> **YOUR INSTRUCTIONS**
Print exactly the lines from the first one down to the line containing "import React from 'react';", both ends included, with no pictures and nothing else.

> **DATA**
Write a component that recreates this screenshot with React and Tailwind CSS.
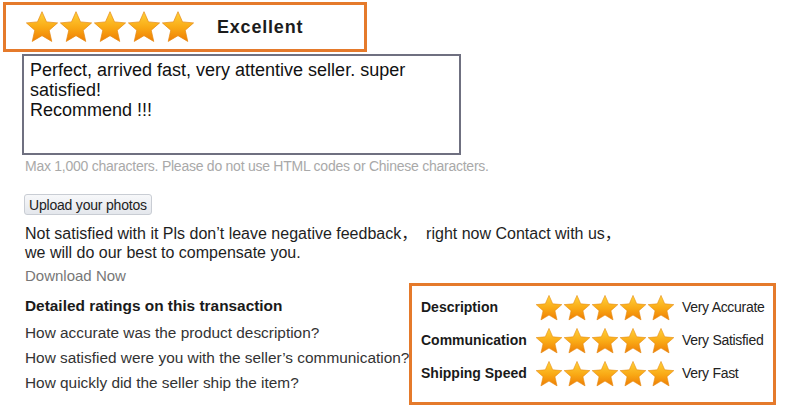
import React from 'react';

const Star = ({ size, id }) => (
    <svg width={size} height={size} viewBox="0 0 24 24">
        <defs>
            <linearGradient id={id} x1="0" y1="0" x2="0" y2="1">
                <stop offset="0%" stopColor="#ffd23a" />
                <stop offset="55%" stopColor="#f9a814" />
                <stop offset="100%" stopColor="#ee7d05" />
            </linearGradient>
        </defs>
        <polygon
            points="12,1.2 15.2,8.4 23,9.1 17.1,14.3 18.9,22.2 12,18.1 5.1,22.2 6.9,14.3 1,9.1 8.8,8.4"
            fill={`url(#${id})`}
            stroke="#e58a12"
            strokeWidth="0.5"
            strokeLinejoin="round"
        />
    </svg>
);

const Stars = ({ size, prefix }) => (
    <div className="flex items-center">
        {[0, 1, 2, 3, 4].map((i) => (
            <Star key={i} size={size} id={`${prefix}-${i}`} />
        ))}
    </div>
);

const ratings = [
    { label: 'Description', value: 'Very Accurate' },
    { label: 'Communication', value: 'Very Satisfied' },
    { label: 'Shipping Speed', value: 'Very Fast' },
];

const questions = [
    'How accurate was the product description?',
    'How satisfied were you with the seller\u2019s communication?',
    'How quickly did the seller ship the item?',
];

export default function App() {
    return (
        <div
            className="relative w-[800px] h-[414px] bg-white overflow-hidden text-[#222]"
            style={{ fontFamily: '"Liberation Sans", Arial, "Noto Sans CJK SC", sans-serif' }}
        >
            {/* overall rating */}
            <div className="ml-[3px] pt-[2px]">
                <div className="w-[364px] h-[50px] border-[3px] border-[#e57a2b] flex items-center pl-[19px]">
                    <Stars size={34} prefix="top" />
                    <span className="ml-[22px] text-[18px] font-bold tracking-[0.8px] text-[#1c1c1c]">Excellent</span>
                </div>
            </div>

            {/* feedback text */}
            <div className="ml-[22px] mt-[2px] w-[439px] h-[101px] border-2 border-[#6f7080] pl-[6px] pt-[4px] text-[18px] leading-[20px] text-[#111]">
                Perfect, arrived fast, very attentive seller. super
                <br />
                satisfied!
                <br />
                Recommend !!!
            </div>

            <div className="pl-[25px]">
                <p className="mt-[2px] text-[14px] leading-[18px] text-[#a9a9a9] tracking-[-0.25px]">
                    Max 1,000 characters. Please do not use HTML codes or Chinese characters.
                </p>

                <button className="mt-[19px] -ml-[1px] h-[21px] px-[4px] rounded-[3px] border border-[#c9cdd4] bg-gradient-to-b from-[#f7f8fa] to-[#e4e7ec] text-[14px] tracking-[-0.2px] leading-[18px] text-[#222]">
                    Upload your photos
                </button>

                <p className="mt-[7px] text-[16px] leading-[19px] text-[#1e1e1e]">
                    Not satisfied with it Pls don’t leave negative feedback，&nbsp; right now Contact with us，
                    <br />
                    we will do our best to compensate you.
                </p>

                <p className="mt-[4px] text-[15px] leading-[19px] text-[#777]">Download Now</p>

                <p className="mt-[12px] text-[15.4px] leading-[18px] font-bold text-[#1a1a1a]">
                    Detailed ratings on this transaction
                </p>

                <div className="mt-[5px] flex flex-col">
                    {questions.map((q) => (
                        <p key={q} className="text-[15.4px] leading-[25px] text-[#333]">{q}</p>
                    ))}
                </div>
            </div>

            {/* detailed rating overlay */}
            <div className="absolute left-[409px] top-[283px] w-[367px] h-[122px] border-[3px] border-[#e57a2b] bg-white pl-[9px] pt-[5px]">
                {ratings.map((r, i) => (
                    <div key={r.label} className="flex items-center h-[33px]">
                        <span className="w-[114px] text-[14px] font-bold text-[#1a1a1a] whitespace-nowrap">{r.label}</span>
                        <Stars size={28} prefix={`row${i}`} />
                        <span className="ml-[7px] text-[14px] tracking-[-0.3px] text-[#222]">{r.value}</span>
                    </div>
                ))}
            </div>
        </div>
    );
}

> **RESULT FOR THIS EXERCISE**
Write a component that recreates this screenshot with React and Tailwind CSS.
import React from 'react';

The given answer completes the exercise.